Speaker: Afrouz Jabal Ameli (Eindhoven University of Technology)
Room: A707
Date: 16/12/2024 14:00
Abstract:
Survivable network design is an important area of combinatorial optimization. In a classical setting, we are given a network represented as a graph, and the goal is to select the cheapest subset of edges that guarantee some connectivity requirements among its nodes, even if some of its elements (like nodes or edges) might fail. Survivable Network Design problems have various applications in Transportation Systems and Wireless Network Services. For instance, one can model transportation systems as graphs in which the cities play the role of vertices and the roads or railways are the edges of the graph. An example of edge failure in such system is when roads get blocked due to traffic jam, or car accidents.
In this talk, we consider two classical and well-studied variant of survivable network design problems and provide improve approximations for two families of these problem.

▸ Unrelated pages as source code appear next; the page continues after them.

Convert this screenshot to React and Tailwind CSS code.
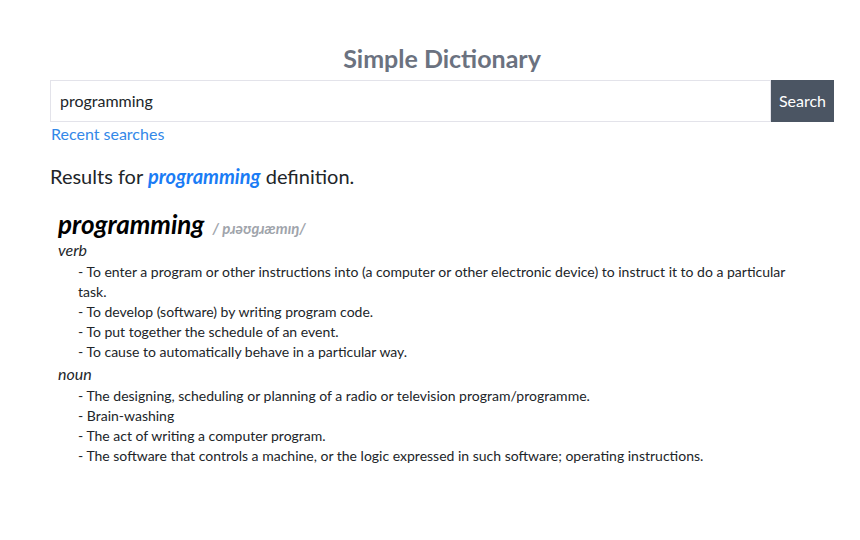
const verbDefs = [
  "To enter a program or other instructions into (a computer or other electronic device) to instruct it to do a particular task.",
  "To develop (software) by writing program code.",
  "To put together the schedule of an event.",
  "To cause to automatically behave in a particular way.",
];

const nounDefs = [
  "The designing, scheduling or planning of a radio or television program/programme.",
  "Brain-washing",
  "The act of writing a computer program.",
  "The software that controls a machine, or the logic expressed in such software; operating instructions.",
];

function DefList({ items }) {
  return (
    <ul className="pl-[20px] pr-[30px] text-[14px] leading-[20px]">
      {items.map((d, i) => (
        <li key={i}>- {d}</li>
      ))}
    </ul>
  );
}

export default function App() {
  return (
    <div className="min-h-[540px] bg-white text-[#212529] font-['Lato',sans-serif]">
      <div className="ml-[50px] w-[784px] pt-[42px]">
        <h1 className="text-center text-[25px] leading-[32px] font-bold text-[#6b7280]">
          Simple Dictionary
        </h1>

        {/* search bar */}
        <div className="mt-[6px] flex h-[42px]">
          <input
            className="flex-1 border border-[#e3e3ea] px-[9px] text-[16px] text-[#212529] outline-none"
            defaultValue="programming"
          />
          <button className="w-[63px] bg-[#4b5563] text-[16px] text-white">Search</button>
        </div>

        <a href="#" className="block text-[16px] leading-[24px] text-[#3388e8] pl-[1px]">
          Recent searches
        </a>

        <p className="mt-[16px] text-[20px] leading-[28px]">
          Results for <span className="font-bold italic text-[#1a7cf5]">programming</span> definition.
        </p>

        {/* result */}
        <div className="mt-[18px] pl-[8px]">
          <div className="flex items-baseline gap-[8px] h-[32px]">
            <span className="text-[26px] leading-[32px] font-bold italic text-black">programming</span>
            <span className="text-[15px] font-bold italic text-[#a0a4ab]">/ pɹəʊɡɹæmɪŋ/</span>
          </div>

          <div className="mb-[2px] text-[16px] leading-[20px] italic">verb</div>
          <DefList items={verbDefs} />

          <div className="mt-[2px] mb-[2px] text-[16px] leading-[20px] italic">noun</div>
          <DefList items={nounDefs} />
        </div>
      </div>
    </div>
  );
}
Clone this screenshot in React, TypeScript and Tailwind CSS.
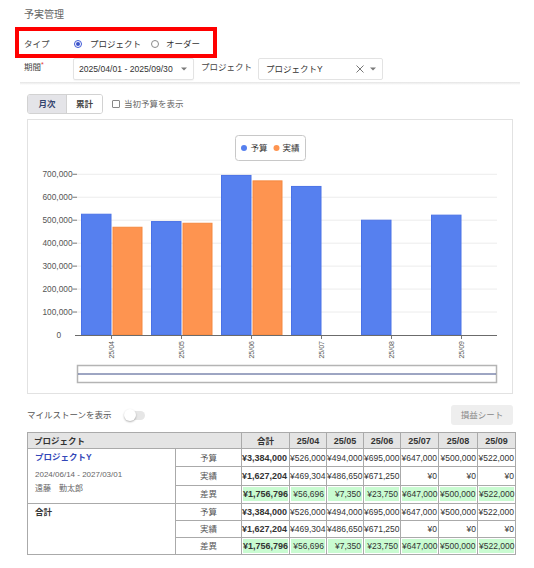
import React from "react";

const months = ["25/04", "25/05", "25/06", "25/07", "25/08", "25/09"];
const budget = [526000, 494000, 695000, 647000, 500000, 522000];
const actual = [469304, 486650, 671250, 0, 0, 0];

const yen = (n: number) => `¥${n.toLocaleString("en-US")}`;

const rows = [
  { label: "予算", total: 3384000, values: budget, diff: false },
  { label: "実績", total: 1627204, values: actual, diff: false },
  { label: "差異", total: 1756796, values: budget.map((b, i) => b - actual[i]), diff: true },
];

function Caret() {
  return (
    <svg width="6" height="4" viewBox="0 0 6 4">
      <path d="M0 0.5 L6 0.5 L3 3.5 Z" fill="#7a7a7a" />
    </svg>
  );
}

function Chart() {
  const y0 = 336;
  const scale = 22.96 / 100000;
  const ticks = [0, 100000, 200000, 300000, 400000, 500000, 600000, 700000];
  return (
    <svg width="484" height="273" viewBox="28 121 484 273" className="block">
      <rect x="235.5" y="136.5" width="70" height="25" rx="3" fill="#fff" stroke="#c8c8c8" />
      <circle cx="244" cy="149" r="3" fill="#5680ef" />
      <text x="250.5" y="152" fontSize="8.5" fill="#333">予算</text>
      <circle cx="276.5" cy="149" r="3" fill="#fe9450" />
      <text x="282.5" y="152" fontSize="8.5" fill="#333">実績</text>

      {ticks.map((t) => {
        const y = y0 - t * scale;
        return (
          <g key={t}>
            {t > 0 && <line x1="77" x2="497" y1={y} y2={y} stroke="#ececec" strokeWidth="1" />}
            {t > 0 && <line x1="72.5" x2="77" y1={y} y2={y} stroke="#777" strokeWidth="1" />}
            <text
              x={t === 0 ? 61 : 72.5}
              y={y + 3}
              fontSize="8.3"
              fill="#555"
              textAnchor="end"
            >
              {t === 0 ? "0" : t.toLocaleString("en-US")}
            </text>
          </g>
        );
      })}

      {months.map((m, i) => {
        const gs = 77 + i * 70;
        const bh = budget[i] * scale;
        const ah = actual[i] * scale;
        const cx = gs + 34.5;
        return (
          <g key={m}>
            <rect x={gs + 4.5} y={y0 - bh} width="29.5" height={bh} fill="#5680ef" stroke="#4a72e6" strokeWidth="1" />
            {ah > 0 && (
              <rect x={gs + 36} y={y0 - ah} width="29" height={ah} fill="#fe9450" stroke="#f5883f" strokeWidth="1" />
            )}
            <line x1={cx} x2={cx} y1={y0} y2={y0 + 4} stroke="#777" strokeWidth="1" />
            <text
              x={cx + 2.5}
              y={342}
              fontSize="7"
              fill="#555"
              textAnchor="end"
              transform={`rotate(-90 ${cx + 2.5} 342)`}
            >
              {m}
            </text>
          </g>
        );
      })}

      <line x1="75" x2="497" y1={y0 + 0.5} y2={y0 + 0.5} stroke="#6b6b6b" strokeWidth="1" />

      <rect x="77.5" y="366.5" width="419" height="17" fill="#fff" stroke="#b4b4b4" strokeWidth="1.5" />
      <line x1="78" x2="496" y1="375" y2="375" stroke="#3c4c86" strokeWidth="1" />
    </svg>
  );
}

export default function App() {
  return (
    <div className="relative h-[568px] w-[534px] overflow-hidden bg-white font-['Liberation_Sans','Noto_Sans_CJK_JP',sans-serif] text-[#333]">
      <div className="h-[27px] pl-[24px] pt-[9px] text-[10px] leading-[12px] text-[#666]">予実管理</div>

      <div className="ml-[15px] flex h-[31px] w-[202px] items-center border-4 border-[#ff0000] pl-[5px] pt-[2px] text-[8.5px] leading-[10px]">
        <span className="w-[50px] text-[#444]">タイプ</span>
        <span className="flex h-[8px] w-[8px] items-center justify-center rounded-full border border-[#3d57d6]">
          <span className="h-[4px] w-[4px] rounded-full bg-[#3a52c9]" />
        </span>
        <span className="ml-[8px] text-[#333]">プロジェクト</span>
        <span className="ml-[10px] h-[8px] w-[8px] rounded-full border border-[#8a8a8a]" />
        <span className="ml-[7px] text-[#333]">オーダー</span>
      </div>

      <div className="flex h-[22px] text-[8.5px] leading-[10px]">
        <div className="w-[73px] pl-[24px] pt-[4px] text-[#444]">
          期間<span className="relative -top-[3px] text-[7px] text-[#e53935]">*</span>
        </div>
        <div className="flex h-[22px] w-[121px] items-center justify-between rounded-[2px] border border-[#e3e3e3] pl-[5px] pr-[6px] shadow-[0_1px_1px_rgba(0,0,0,0.04)]">
          <span className="text-[8.6px] text-[#333]">2025/04/01 - 2025/09/30</span>
          <Caret />
        </div>
        <div className="w-[64px] pl-[7px] pt-[4px] text-[#444]">プロジェクト</div>
        <div className="flex h-[22px] w-[125px] items-center rounded-[2px] border border-[#e3e3e3] pl-[7px] pr-[6px]">
          <span className="flex-1 text-[#333]">プロジェクトY</span>
          <svg width="8" height="8" viewBox="0 0 8 8" className="mr-[6px]">
            <path d="M0.5 0.5 L7.5 7.5 M7.5 0.5 L0.5 7.5" stroke="#777" strokeWidth="1" />
          </svg>
          <Caret />
        </div>
      </div>

      <div className="ml-[20px] mt-[2px] h-[3px] w-[500px] bg-linear-to-b from-[#e4e4e4] to-white" />

      <div className="ml-[27px] mt-[9px] flex h-[20px] items-center text-[8.5px]">
        <div className="flex h-[20px] overflow-hidden rounded-[3px] border border-[#d2d2d2]">
          <div className="flex w-[38px] items-center justify-center bg-[#e4e4e8] font-bold text-[#34456e]">月次</div>
          <div className="flex w-[36px] items-center justify-center border-l border-[#d2d2d2] bg-white font-bold text-[#444]">累計</div>
        </div>
        <span className="ml-[9px] h-[8px] w-[8px] rounded-[1px] border border-[#888]" />
        <span className="ml-[4px] text-[#666]">当初予算を表示</span>
      </div>

      <div className="ml-[27px] mt-[5px] h-[275px] w-[486px] border border-[#e2e2e2]">
        <Chart />
      </div>

      <div className="ml-[27px] mt-[11px] flex h-[20px] w-[486px] items-center justify-between text-[8.5px]">
        <div className="flex items-center">
          <span className="text-[#555]">マイルストーンを表示</span>
          <span className="relative ml-[13px] h-[9px] w-[20px] rounded-full bg-[#e6e6e6]">
            <span className="absolute -left-[1px] -top-[2px] h-[12px] w-[12px] rounded-full bg-white shadow-[0_1px_2px_rgba(0,0,0,0.3)]" />
          </span>
        </div>
        <div className="flex h-[20px] w-[62px] items-center justify-center rounded-[3px] bg-[#eeeeee] text-[#888]">損益シート</div>
      </div>

      <table className="ml-[27px] mt-[7px] w-[488px] table-fixed border-collapse border border-[#9a9a9a] text-[8.5px] leading-[10px]">
        <colgroup>
          <col className="w-[148px]" />
          <col className="w-[66px]" />
          <col className="w-[48px]" />
          <col className="w-[37px]" />
          <col className="w-[37px]" />
          <col className="w-[37px]" />
          <col className="w-[38px]" />
          <col className="w-[39px]" />
          <col className="w-[38px]" />
        </colgroup>
        <thead>
          <tr className="h-[16px] bg-[#e4e4e4]">
            <th colSpan={2} className="border border-[#aaa] pl-[6px] text-left text-[8.5px] font-bold">プロジェクト</th>
            <th className="border border-[#aaa] text-center text-[8.5px] font-bold">合計</th>
            {months.map((m) => (
              <th key={m} className="border border-[#aaa] text-center text-[9px] font-bold">{m}</th>
            ))}
          </tr>
        </thead>
        <tbody>
          {[0, 1].map((g) =>
            rows.map((r, ri) => (
              <tr key={`${g}-${ri}`} className={g === 0 ? "h-[18.3px]" : "h-[17px]"}>
                {ri === 0 && (
                  <td rowSpan={3} className="border border-[#aaa] pl-[7px] pt-[2px] align-top">
                    {g === 0 ? (
                      <div>
                        <div className="text-[8.5px] font-bold leading-[12px] text-[#3347b8]">プロジェクトY</div>
                        <div className="mt-[7px] text-[8px] leading-[10px] text-[#666]">2024/06/14 - 2027/03/01</div>
                        <div className="mt-[4px] text-[8px] leading-[10px] text-[#666]">遠藤　勤太郎</div>
                      </div>
                    ) : (
                      <div className="text-[8.5px] font-bold leading-[12px] text-[#333]">合計</div>
                    )}
                  </td>
                )}
                <td className="border border-[#aaa] text-center text-[#555]">{r.label}</td>
                <td className={`border border-[#aaa] text-right text-[9px] font-bold ${r.diff ? "p-[1px]" : "pr-[2px]"}`}>
                  {r.diff ? (
                    <div className="bg-[#c9fbd1] pr-[1px] leading-[14px]">{yen(r.total)}</div>
                  ) : (
                    yen(r.total)
                  )}
                </td>
                {r.values.map((v, i) => (
                  <td key={i} className={`border border-[#aaa] text-right ${r.diff ? "p-[1px]" : "pr-[1px]"}`}>
                    {r.diff ? <div className="bg-[#c9fbd1] pr-[1px] leading-[14px]">{yen(v)}</div> : yen(v)}
                  </td>
                ))}
              </tr>
            ))
          )}
        </tbody>
      </table>
    </div>
  );
}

In the first variant of the problem known as kECCS (or kVCSS), the goal is to find a minimum size k-edge-connected (or k-vertex-connected) spanning subgraph of a given graph. In the second variant known as kECAP (or kVCAP), we are given a k-edge-connected graph G (or k-vertex-connected) graph and a set of additional edges, known as links and the goal is to add a minimum-size subset of links to G such that the edge-connectivity (or vertex-connectivity) of G increases to k+1.